Lift out all lines below that contain "styles".

[BEGIN Source data]

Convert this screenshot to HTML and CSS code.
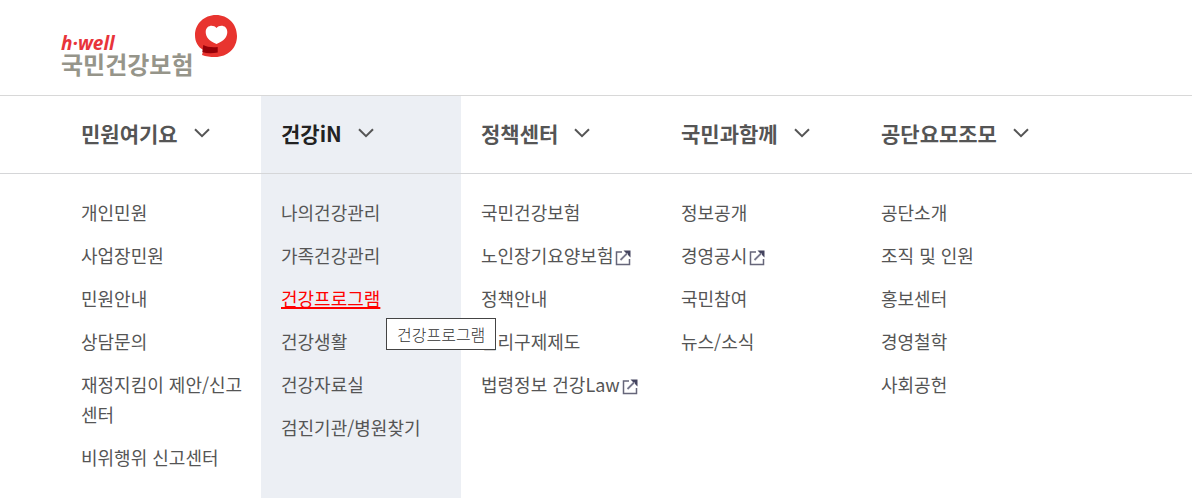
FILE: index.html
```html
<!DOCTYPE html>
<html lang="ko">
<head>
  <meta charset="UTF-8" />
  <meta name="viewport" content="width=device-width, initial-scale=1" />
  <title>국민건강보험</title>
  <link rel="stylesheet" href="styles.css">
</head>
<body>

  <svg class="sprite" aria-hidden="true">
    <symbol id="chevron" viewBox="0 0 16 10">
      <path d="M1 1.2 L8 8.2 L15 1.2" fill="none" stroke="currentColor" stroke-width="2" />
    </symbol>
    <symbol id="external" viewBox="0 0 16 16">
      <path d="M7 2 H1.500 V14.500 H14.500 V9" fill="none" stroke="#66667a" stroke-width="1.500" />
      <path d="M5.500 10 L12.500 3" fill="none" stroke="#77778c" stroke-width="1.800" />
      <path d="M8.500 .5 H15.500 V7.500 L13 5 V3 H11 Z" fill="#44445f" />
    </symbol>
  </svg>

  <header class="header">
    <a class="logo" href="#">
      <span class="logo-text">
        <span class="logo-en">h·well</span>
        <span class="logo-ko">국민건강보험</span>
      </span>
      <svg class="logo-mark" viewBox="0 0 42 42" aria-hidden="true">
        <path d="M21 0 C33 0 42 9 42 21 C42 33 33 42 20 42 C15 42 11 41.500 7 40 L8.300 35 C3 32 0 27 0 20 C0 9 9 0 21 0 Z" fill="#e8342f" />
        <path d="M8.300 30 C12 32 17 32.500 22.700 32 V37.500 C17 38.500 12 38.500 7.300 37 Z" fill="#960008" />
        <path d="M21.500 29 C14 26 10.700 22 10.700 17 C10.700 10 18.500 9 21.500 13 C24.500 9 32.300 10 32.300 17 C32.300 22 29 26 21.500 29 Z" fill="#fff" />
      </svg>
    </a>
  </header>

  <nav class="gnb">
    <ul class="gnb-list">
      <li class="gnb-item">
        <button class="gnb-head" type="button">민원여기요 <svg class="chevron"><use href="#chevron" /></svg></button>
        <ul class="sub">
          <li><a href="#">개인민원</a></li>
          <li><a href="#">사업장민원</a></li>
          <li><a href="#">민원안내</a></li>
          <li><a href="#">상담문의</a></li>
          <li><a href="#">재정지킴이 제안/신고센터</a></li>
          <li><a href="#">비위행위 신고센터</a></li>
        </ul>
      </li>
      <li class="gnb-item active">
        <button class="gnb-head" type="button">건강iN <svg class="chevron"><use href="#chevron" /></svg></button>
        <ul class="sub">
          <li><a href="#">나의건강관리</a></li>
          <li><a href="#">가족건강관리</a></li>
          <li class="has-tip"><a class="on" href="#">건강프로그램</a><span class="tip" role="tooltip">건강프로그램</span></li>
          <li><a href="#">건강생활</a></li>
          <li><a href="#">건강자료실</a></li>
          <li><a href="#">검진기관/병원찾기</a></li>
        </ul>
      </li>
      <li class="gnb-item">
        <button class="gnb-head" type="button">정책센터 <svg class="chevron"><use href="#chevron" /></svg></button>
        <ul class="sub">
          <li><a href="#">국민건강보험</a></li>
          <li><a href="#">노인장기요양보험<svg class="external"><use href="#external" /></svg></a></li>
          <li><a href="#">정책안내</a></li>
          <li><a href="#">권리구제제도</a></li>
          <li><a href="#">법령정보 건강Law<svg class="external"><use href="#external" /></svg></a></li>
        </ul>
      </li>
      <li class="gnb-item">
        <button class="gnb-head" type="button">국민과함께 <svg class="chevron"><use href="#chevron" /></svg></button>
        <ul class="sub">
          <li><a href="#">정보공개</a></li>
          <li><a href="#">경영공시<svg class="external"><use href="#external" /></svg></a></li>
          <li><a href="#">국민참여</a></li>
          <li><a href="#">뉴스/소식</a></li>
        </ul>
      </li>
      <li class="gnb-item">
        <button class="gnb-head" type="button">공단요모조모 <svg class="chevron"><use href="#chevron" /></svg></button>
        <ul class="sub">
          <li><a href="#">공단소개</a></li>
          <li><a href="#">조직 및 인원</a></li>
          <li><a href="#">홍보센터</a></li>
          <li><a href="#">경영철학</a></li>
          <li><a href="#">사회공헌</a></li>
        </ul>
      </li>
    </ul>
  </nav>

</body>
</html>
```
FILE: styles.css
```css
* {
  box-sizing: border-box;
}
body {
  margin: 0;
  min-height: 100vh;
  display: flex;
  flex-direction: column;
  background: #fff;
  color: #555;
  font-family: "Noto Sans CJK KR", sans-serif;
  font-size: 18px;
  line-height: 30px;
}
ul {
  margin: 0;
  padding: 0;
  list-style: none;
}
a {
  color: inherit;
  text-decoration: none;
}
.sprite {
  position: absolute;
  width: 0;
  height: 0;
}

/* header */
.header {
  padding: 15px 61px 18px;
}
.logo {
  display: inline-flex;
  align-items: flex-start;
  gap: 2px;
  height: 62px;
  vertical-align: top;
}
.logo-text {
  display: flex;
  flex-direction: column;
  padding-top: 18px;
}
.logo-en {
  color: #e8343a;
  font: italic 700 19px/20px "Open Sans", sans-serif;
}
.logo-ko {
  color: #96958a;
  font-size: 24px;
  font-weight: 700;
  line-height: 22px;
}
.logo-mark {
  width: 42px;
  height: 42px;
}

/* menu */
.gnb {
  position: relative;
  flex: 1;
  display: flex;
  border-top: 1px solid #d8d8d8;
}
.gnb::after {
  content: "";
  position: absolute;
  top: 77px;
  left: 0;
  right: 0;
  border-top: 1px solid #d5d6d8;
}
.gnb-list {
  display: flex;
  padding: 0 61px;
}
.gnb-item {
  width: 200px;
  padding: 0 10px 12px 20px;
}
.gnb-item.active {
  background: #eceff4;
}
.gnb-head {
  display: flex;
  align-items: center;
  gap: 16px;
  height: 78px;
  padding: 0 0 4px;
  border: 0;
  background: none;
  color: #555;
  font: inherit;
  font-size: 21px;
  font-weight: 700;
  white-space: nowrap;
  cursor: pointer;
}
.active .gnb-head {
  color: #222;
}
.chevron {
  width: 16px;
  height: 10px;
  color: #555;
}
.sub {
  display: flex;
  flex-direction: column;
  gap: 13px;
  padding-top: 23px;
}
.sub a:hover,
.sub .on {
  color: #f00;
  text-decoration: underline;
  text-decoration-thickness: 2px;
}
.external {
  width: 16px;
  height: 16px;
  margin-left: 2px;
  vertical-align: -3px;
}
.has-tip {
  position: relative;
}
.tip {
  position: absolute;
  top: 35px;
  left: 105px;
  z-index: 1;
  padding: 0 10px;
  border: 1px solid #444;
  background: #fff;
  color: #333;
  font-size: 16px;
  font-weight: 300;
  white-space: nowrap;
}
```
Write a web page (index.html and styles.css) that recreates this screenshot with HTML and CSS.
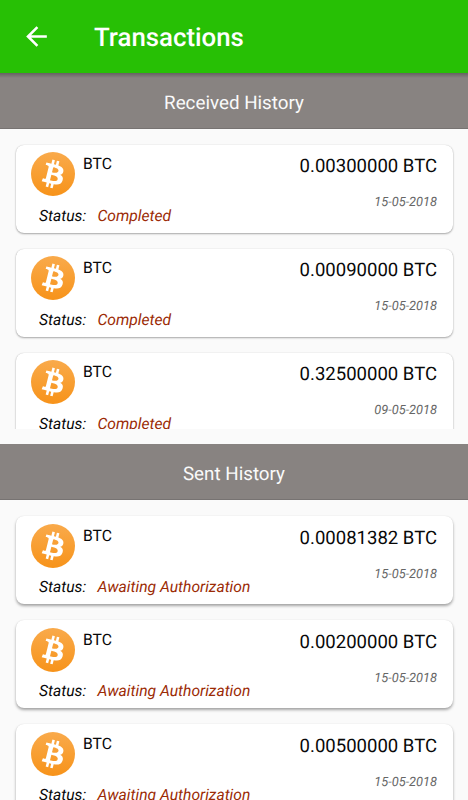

[END Source data]

| Completed task |
  <link rel="stylesheet" href="styles.css">
FILE: styles.css
Write a web page (index.html and styles.css) that recreates this screenshot with HTML and CSS.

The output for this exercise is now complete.